Any (!) readers will notice that the EC is included in the list but in an odd way -- 'the Maastricht treaty'. It gets more apologetic. Monbiot argues that 'neoliberal ultras [in the UK Government], and Brexit is a highly effective means of promoting this failed ideology.' An even more masterful matador manoeuvre ends the piece:

the professor of political economy Abby Innes argues, neoliberalism has reached its Brezhnev phase: “ossification, self-dealing, and directionless political churn”. Like Leninism, neoliberalism claims to be an infallible science. Its collision with the complexities of the real world has caused political sclerosis of the kind that characterised the decline of Soviet communism.

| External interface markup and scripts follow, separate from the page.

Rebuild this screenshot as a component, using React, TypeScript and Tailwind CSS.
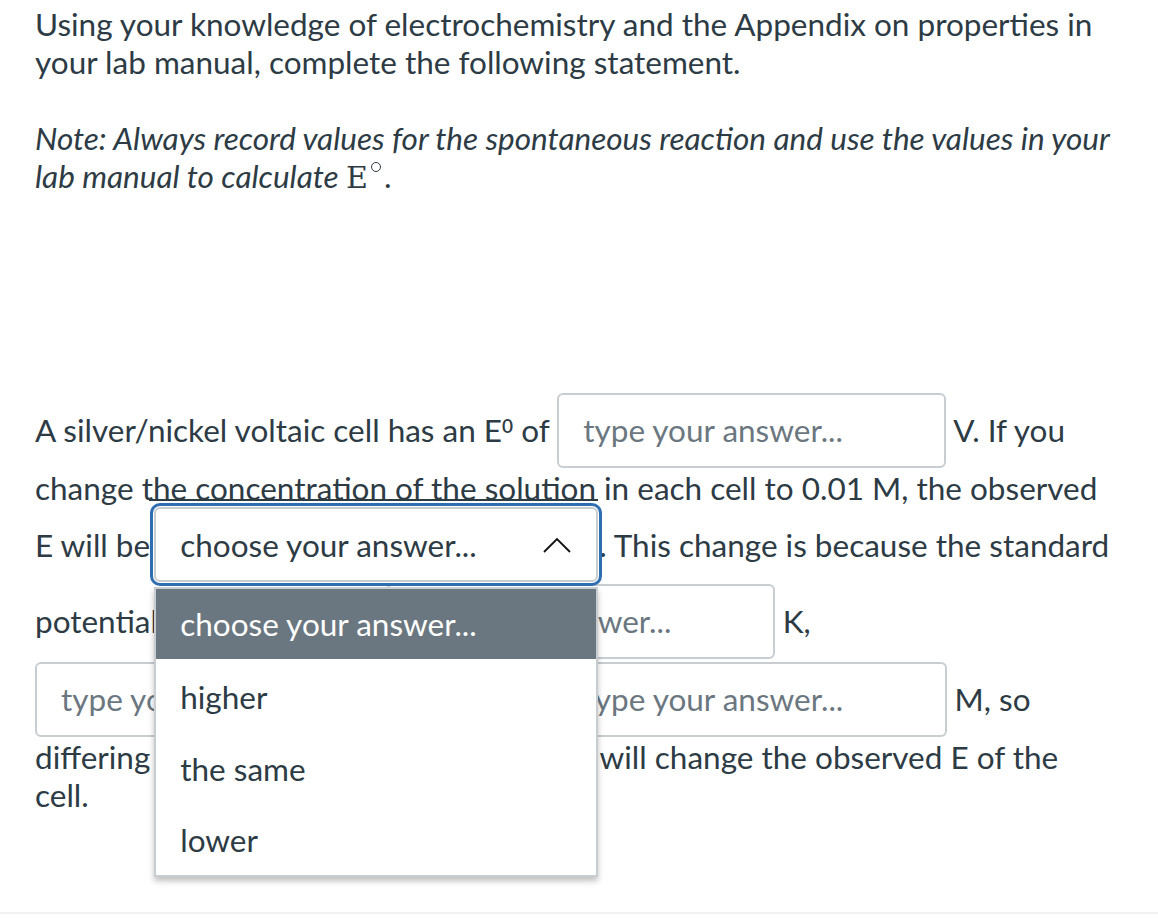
import React from "react";

const Input = ({ extra = "" }: { extra?: string }) => (
  <span
    className={`inline-block w-[389px] align-baseline my-[1.5px] border-2 border-[#c7cdd1] rounded-[6px] px-[24px] py-[16.5px] leading-[38px] text-[#6b7780] bg-white ${extra}`}
  >
    type your answer...
  </span>
);

export default function App() {
  return (
    <div
      className="relative w-[1158px] h-[918px] bg-white text-[#2d3b45] text-[31.5px] leading-[38px]"
      style={{ fontFamily: "Lato, 'Noto Sans', sans-serif" }}
    >
      <div className="pl-[35px] pr-[42px] pt-[5px]">
        <p>
          Using your knowledge of electrochemistry and the Appendix on properties in your lab manual, complete the
          following statement.
        </p>
        <p className="mt-[38px] italic">
          Note: Always record values for the spontaneous reaction and use the values in your lab manual to calculate{" "}
          <span className="not-italic text-[30px]" style={{ fontFamily: "'DejaVu Serif', serif" }}>
            E
          </span>
          <span className="inline-block w-[10px] h-[10px] rounded-full border-[1.5px] border-[#2d3b45] ml-[3px] mr-[4px] relative top-[-16px]" />
          .
        </p>
        <div className="mt-[194px]">
          A silver/nickel voltaic cell has an E<sup className="text-[19px] font-semibold">0</sup> of <Input /> V. If you
          change the concentration of the solution in each cell to 0.01 M, the observed E will be{" "}
          <span className="relative inline-block align-baseline ml-[-4px] mr-[1px]">
            <span className="absolute left-[-5px] right-[0px] top-[-8px] h-[2px] bg-[#2d3b45]" />
            <span className="flex items-center justify-between w-[444px] border-2 border-[#c7cdd1] rounded-[6px] pl-[24px] pr-[24px] pt-[17px] pb-[16px] leading-[38px] bg-white shadow-[0_0_0_1px_#ffffff,0_0_0_4px_#2f6eb0]">
              <span>choose your answer...</span>
              <svg width="30" height="18" viewBox="0 0 30 18" className="ml-2">
                <path d="M2 16 L15 3 L28 16" fill="none" stroke="#111" strokeWidth="1.8" />
              </svg>
            </span>
            <span className="absolute left-0 top-[80px] w-[444px] bg-white border-2 border-[#c7cdd1] shadow-[0_4px_6px_rgba(0,0,0,0.25)] z-10">
              <span className="block bg-[#6b7780] text-white pl-[24px] pt-[16px] h-[70px]">choose your answer...</span>
              <span className="block pl-[24px] h-[72px] pt-[19px]">higher</span>
              <span className="block pl-[24px] h-[72px] pt-[19px]">the same</span>
              <span className="block pl-[24px] h-[72px] pt-[18px]">lower</span>
            </span>
          </span>
          . This change is because the standard potential is measured at <Input extra="ml-[13px]" /> K,{" "}
          <Input /> and at a <Input extra="ml-[8px]" /> M, so differing conditions from the standard{" "}
          <span className="ml-[34px]">will</span> change the observed E of the cell.
        </div>
      </div>
      <div className="absolute left-0 right-0 bottom-[4px] h-[2px] bg-[#f2f2f2]" />
    </div>
  );
}
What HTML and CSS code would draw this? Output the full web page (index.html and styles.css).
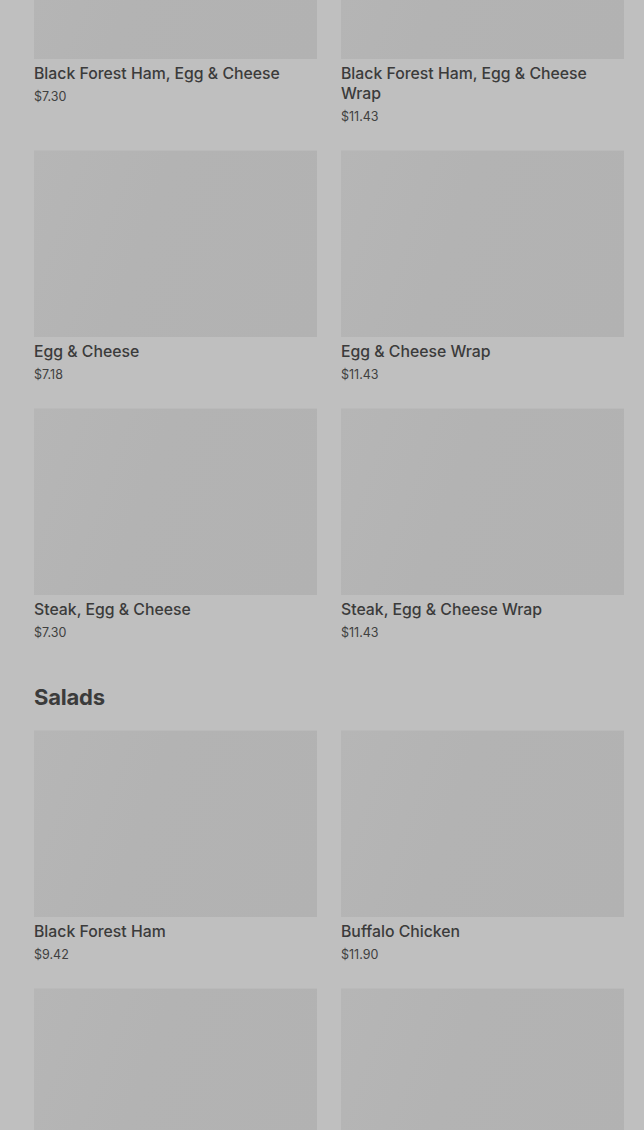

As a result, “the only way to complete this revolution today is under cover of other projects: Brexit is ideal”.

So neolibs, having driven the Maastricht Treaty, now move on to UK nationalism to avoid bureaucratic stagnation? But not French or German nationalism or is that next? Monbiot has to defend this view by saying:

[Johnson] rages against red tape, but the real red tape is created by the international trade treaties he favours, that render democratic change almost impossible, through rules that protect capital against popular challenge, and shift decision-making away from parliaments and into unaccountable offshore courts (“investor-state dispute settlement”). This explains the enthusiasm among some on the left for Brexit: a belief that escaping from the EU means escaping from coercive trade instruments. In reality, it exposes us to something even worse, as the UK enters negotiations with the US, holding a begging bowl.

The BuzzFeed article on investor-state dispute settlement is indeed alarming, although focused on US dealings with dodgy plutocrats in Central American or Middle Eastern states. I could see no comment on the EC, and certainly not any support for the view that the EC would protect us from this development, if anything can.  Maybe it will prefer its own unelected legal bodies to do the job?

So --much to agree with, of course, but what a strangely selective target.Is the EC going to prevent ossification with its belief in infallible government? Has it eased market forces and protected trades unions? Does it stand against totalitarian capitalism? Monbiot just seems to  prefer European neoliberalism to US neoliberalism.

It's far worse than Monbiot thinks. There are no simple alternatives to neoliberalism  and the only issue is whether international legal and political federations of capitalists will be worse than their existing networks and connections. Difficult choice -- but I'm for removing that additional 'European' protective layer of bureaucratic rationalism and its sad social liberal ideology.